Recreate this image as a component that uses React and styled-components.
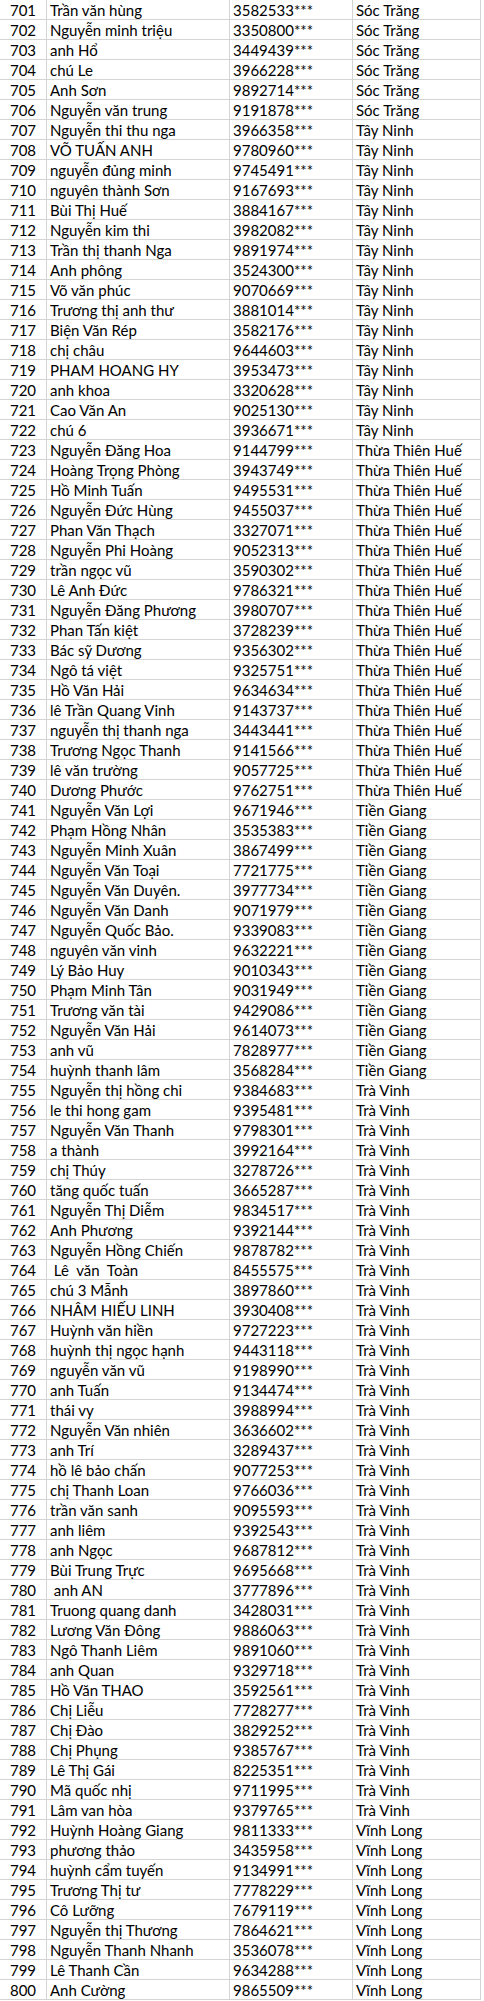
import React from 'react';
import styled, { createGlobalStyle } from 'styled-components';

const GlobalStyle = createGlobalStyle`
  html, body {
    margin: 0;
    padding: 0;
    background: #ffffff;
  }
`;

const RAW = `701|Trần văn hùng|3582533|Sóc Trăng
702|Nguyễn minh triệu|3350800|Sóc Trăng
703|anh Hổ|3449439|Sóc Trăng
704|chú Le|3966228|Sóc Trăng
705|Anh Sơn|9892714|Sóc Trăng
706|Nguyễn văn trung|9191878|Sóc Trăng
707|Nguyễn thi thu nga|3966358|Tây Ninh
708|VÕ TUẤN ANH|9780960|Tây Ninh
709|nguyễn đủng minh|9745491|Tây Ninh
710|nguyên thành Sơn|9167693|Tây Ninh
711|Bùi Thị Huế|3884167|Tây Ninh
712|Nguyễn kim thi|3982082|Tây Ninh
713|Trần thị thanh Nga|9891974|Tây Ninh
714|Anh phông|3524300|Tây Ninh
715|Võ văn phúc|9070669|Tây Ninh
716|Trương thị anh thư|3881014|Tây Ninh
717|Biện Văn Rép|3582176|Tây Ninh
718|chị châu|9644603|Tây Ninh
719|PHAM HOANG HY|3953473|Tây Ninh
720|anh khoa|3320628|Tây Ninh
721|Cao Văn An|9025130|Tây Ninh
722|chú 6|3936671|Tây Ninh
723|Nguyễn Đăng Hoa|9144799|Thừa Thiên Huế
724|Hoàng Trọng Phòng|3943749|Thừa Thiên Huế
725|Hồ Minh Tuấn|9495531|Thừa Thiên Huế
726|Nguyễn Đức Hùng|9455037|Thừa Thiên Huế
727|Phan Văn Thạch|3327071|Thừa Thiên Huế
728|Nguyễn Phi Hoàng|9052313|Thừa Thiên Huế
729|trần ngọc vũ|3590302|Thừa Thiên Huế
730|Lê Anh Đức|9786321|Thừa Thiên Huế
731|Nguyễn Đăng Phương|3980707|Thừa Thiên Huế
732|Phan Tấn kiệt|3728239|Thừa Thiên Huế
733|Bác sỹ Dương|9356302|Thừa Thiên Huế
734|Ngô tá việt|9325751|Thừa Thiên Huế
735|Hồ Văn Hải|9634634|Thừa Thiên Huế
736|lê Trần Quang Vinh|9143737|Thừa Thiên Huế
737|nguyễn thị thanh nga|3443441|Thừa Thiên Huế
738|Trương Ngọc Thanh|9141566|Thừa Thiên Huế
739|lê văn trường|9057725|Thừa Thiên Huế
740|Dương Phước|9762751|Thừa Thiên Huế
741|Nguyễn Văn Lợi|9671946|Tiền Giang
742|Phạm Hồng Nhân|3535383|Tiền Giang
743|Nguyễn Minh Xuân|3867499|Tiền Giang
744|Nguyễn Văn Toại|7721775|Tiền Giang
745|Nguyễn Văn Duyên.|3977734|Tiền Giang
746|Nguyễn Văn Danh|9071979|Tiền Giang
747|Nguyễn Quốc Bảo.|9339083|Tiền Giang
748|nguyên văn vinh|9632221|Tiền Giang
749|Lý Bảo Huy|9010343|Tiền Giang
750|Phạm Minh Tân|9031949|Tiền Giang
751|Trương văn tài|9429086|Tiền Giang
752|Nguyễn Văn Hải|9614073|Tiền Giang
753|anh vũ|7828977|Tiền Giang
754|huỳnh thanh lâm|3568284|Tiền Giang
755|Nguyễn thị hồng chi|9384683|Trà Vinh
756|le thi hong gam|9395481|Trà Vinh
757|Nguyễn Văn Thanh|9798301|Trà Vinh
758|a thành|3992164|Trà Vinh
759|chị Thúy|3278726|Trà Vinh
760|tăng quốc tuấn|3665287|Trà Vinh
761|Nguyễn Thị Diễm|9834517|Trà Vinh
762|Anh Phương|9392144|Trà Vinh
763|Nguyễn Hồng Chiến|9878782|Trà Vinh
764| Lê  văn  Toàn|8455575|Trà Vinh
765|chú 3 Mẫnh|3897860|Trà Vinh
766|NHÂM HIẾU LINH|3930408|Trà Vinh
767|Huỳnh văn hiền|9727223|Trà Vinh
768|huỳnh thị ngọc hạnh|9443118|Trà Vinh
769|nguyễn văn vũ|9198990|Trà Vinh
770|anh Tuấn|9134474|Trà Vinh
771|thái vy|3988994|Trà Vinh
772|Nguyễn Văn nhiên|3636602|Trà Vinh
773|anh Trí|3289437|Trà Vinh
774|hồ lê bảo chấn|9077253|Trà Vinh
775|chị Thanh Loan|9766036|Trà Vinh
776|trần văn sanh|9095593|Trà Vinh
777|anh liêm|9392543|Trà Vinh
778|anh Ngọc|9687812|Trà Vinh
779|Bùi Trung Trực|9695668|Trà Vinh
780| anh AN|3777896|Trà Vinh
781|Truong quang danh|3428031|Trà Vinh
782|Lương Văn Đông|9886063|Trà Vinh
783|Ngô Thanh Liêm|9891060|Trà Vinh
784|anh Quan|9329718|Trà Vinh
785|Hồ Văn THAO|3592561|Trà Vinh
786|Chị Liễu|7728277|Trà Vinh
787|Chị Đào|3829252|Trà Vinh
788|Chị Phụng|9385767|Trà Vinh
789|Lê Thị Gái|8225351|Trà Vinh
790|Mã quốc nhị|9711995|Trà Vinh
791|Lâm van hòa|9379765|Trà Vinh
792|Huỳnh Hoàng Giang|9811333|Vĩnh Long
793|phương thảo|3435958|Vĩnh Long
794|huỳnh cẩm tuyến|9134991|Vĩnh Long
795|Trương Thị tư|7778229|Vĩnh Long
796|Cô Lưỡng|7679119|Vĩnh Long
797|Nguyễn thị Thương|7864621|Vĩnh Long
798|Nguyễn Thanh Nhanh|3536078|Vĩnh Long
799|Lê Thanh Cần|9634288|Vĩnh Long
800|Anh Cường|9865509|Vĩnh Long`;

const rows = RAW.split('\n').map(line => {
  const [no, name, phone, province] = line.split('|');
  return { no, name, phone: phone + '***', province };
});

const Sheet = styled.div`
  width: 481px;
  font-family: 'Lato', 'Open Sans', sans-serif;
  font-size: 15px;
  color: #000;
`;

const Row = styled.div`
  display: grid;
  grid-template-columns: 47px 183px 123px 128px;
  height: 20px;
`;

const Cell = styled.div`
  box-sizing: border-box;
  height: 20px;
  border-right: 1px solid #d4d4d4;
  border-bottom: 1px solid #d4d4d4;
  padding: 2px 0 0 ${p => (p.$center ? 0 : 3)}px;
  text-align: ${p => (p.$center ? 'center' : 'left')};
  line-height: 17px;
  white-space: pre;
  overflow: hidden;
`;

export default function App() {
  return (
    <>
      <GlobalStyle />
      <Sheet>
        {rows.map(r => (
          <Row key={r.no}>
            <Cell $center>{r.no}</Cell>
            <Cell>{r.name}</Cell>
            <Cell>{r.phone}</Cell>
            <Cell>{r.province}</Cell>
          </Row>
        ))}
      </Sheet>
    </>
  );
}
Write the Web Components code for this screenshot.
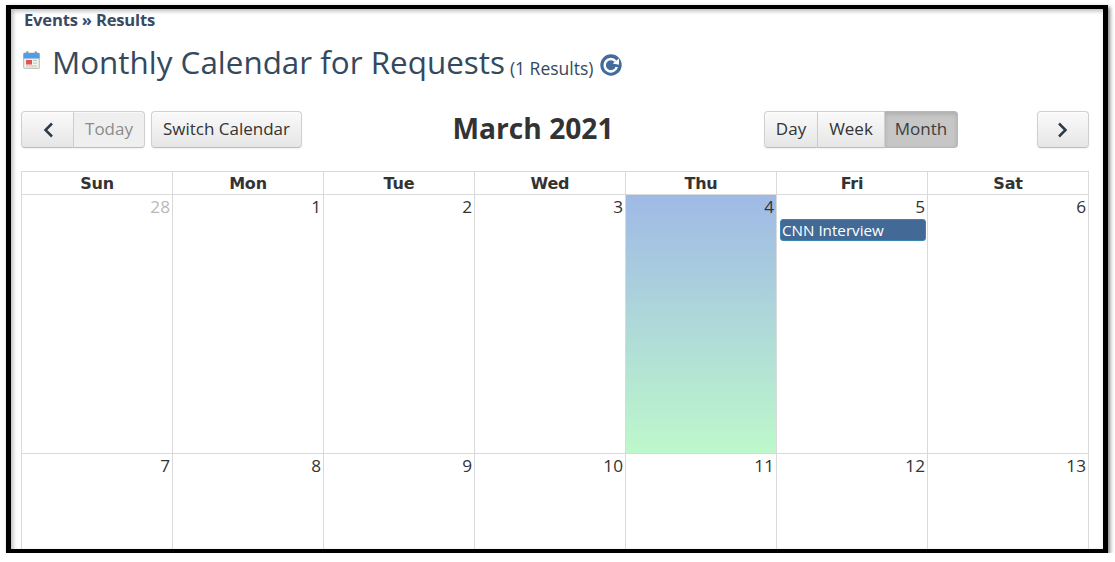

=-=-=

- [WHAT YOU ARE ASKED TO DO] Write out the whole listing exactly, and drop the pictures.

- [RESULT OF THE EXERCISE]
Recreate this image as a component that uses React and styled-components.
import React from 'react';
import styled, { createGlobalStyle } from 'styled-components';

const GlobalStyle = createGlobalStyle`
  html, body {
    margin: 0;
    padding: 0;
    background: #ffffff;
  }
`;

const RAW = `701|Trần văn hùng|3582533|Sóc Trăng
702|Nguyễn minh triệu|3350800|Sóc Trăng
703|anh Hổ|3449439|Sóc Trăng
704|chú Le|3966228|Sóc Trăng
705|Anh Sơn|9892714|Sóc Trăng
706|Nguyễn văn trung|9191878|Sóc Trăng
707|Nguyễn thi thu nga|3966358|Tây Ninh
708|VÕ TUẤN ANH|9780960|Tây Ninh
709|nguyễn đủng minh|9745491|Tây Ninh
710|nguyên thành Sơn|9167693|Tây Ninh
711|Bùi Thị Huế|3884167|Tây Ninh
712|Nguyễn kim thi|3982082|Tây Ninh
713|Trần thị thanh Nga|9891974|Tây Ninh
714|Anh phông|3524300|Tây Ninh
715|Võ văn phúc|9070669|Tây Ninh
716|Trương thị anh thư|3881014|Tây Ninh
717|Biện Văn Rép|3582176|Tây Ninh
718|chị châu|9644603|Tây Ninh
719|PHAM HOANG HY|3953473|Tây Ninh
720|anh khoa|3320628|Tây Ninh
721|Cao Văn An|9025130|Tây Ninh
722|chú 6|3936671|Tây Ninh
723|Nguyễn Đăng Hoa|9144799|Thừa Thiên Huế
724|Hoàng Trọng Phòng|3943749|Thừa Thiên Huế
725|Hồ Minh Tuấn|9495531|Thừa Thiên Huế
726|Nguyễn Đức Hùng|9455037|Thừa Thiên Huế
727|Phan Văn Thạch|3327071|Thừa Thiên Huế
728|Nguyễn Phi Hoàng|9052313|Thừa Thiên Huế
729|trần ngọc vũ|3590302|Thừa Thiên Huế
730|Lê Anh Đức|9786321|Thừa Thiên Huế
731|Nguyễn Đăng Phương|3980707|Thừa Thiên Huế
732|Phan Tấn kiệt|3728239|Thừa Thiên Huế
733|Bác sỹ Dương|9356302|Thừa Thiên Huế
734|Ngô tá việt|9325751|Thừa Thiên Huế
735|Hồ Văn Hải|9634634|Thừa Thiên Huế
736|lê Trần Quang Vinh|9143737|Thừa Thiên Huế
737|nguyễn thị thanh nga|3443441|Thừa Thiên Huế
738|Trương Ngọc Thanh|9141566|Thừa Thiên Huế
739|lê văn trường|9057725|Thừa Thiên Huế
740|Dương Phước|9762751|Thừa Thiên Huế
741|Nguyễn Văn Lợi|9671946|Tiền Giang
742|Phạm Hồng Nhân|3535383|Tiền Giang
743|Nguyễn Minh Xuân|3867499|Tiền Giang
744|Nguyễn Văn Toại|7721775|Tiền Giang
745|Nguyễn Văn Duyên.|3977734|Tiền Giang
746|Nguyễn Văn Danh|9071979|Tiền Giang
747|Nguyễn Quốc Bảo.|9339083|Tiền Giang
748|nguyên văn vinh|9632221|Tiền Giang
749|Lý Bảo Huy|9010343|Tiền Giang
750|Phạm Minh Tân|9031949|Tiền Giang
751|Trương văn tài|9429086|Tiền Giang
752|Nguyễn Văn Hải|9614073|Tiền Giang
753|anh vũ|7828977|Tiền Giang
754|huỳnh thanh lâm|3568284|Tiền Giang
755|Nguyễn thị hồng chi|9384683|Trà Vinh
756|le thi hong gam|9395481|Trà Vinh
757|Nguyễn Văn Thanh|9798301|Trà Vinh
758|a thành|3992164|Trà Vinh
759|chị Thúy|3278726|Trà Vinh
760|tăng quốc tuấn|3665287|Trà Vinh
761|Nguyễn Thị Diễm|9834517|Trà Vinh
762|Anh Phương|9392144|Trà Vinh
763|Nguyễn Hồng Chiến|9878782|Trà Vinh
764| Lê  văn  Toàn|8455575|Trà Vinh
765|chú 3 Mẫnh|3897860|Trà Vinh
766|NHÂM HIẾU LINH|3930408|Trà Vinh
767|Huỳnh văn hiền|9727223|Trà Vinh
768|huỳnh thị ngọc hạnh|9443118|Trà Vinh
769|nguyễn văn vũ|9198990|Trà Vinh
770|anh Tuấn|9134474|Trà Vinh
771|thái vy|3988994|Trà Vinh
772|Nguyễn Văn nhiên|3636602|Trà Vinh
773|anh Trí|3289437|Trà Vinh
774|hồ lê bảo chấn|9077253|Trà Vinh
775|chị Thanh Loan|9766036|Trà Vinh
776|trần văn sanh|9095593|Trà Vinh
777|anh liêm|9392543|Trà Vinh
778|anh Ngọc|9687812|Trà Vinh
779|Bùi Trung Trực|9695668|Trà Vinh
780| anh AN|3777896|Trà Vinh
781|Truong quang danh|3428031|Trà Vinh
782|Lương Văn Đông|9886063|Trà Vinh
783|Ngô Thanh Liêm|9891060|Trà Vinh
784|anh Quan|9329718|Trà Vinh
785|Hồ Văn THAO|3592561|Trà Vinh
786|Chị Liễu|7728277|Trà Vinh
787|Chị Đào|3829252|Trà Vinh
788|Chị Phụng|9385767|Trà Vinh
789|Lê Thị Gái|8225351|Trà Vinh
790|Mã quốc nhị|9711995|Trà Vinh
791|Lâm van hòa|9379765|Trà Vinh
792|Huỳnh Hoàng Giang|9811333|Vĩnh Long
793|phương thảo|3435958|Vĩnh Long
794|huỳnh cẩm tuyến|9134991|Vĩnh Long
795|Trương Thị tư|7778229|Vĩnh Long
796|Cô Lưỡng|7679119|Vĩnh Long
797|Nguyễn thị Thương|7864621|Vĩnh Long
798|Nguyễn Thanh Nhanh|3536078|Vĩnh Long
799|Lê Thanh Cần|9634288|Vĩnh Long
800|Anh Cường|9865509|Vĩnh Long`;

const rows = RAW.split('\n').map(line => {
  const [no, name, phone, province] = line.split('|');
  return { no, name, phone: phone + '***', province };
});

const Sheet = styled.div`
  width: 481px;
  font-family: 'Lato', 'Open Sans', sans-serif;
  font-size: 15px;
  color: #000;
`;

const Row = styled.div`
  display: grid;
  grid-template-columns: 47px 183px 123px 128px;
  height: 20px;
`;

const Cell = styled.div`
  box-sizing: border-box;
  height: 20px;
  border-right: 1px solid #d4d4d4;
  border-bottom: 1px solid #d4d4d4;
  padding: 2px 0 0 ${p => (p.$center ? 0 : 3)}px;
  text-align: ${p => (p.$center ? 'center' : 'left')};
  line-height: 17px;
  white-space: pre;
  overflow: hidden;
`;

export default function App() {
  return (
    <>
      <GlobalStyle />
      <Sheet>
        {rows.map(r => (
          <Row key={r.no}>
            <Cell $center>{r.no}</Cell>
            <Cell>{r.name}</Cell>
            <Cell>{r.phone}</Cell>
            <Cell>{r.province}</Cell>
          </Row>
        ))}
      </Sheet>
    </>
  );
}
Write the Web Components code for this screenshot.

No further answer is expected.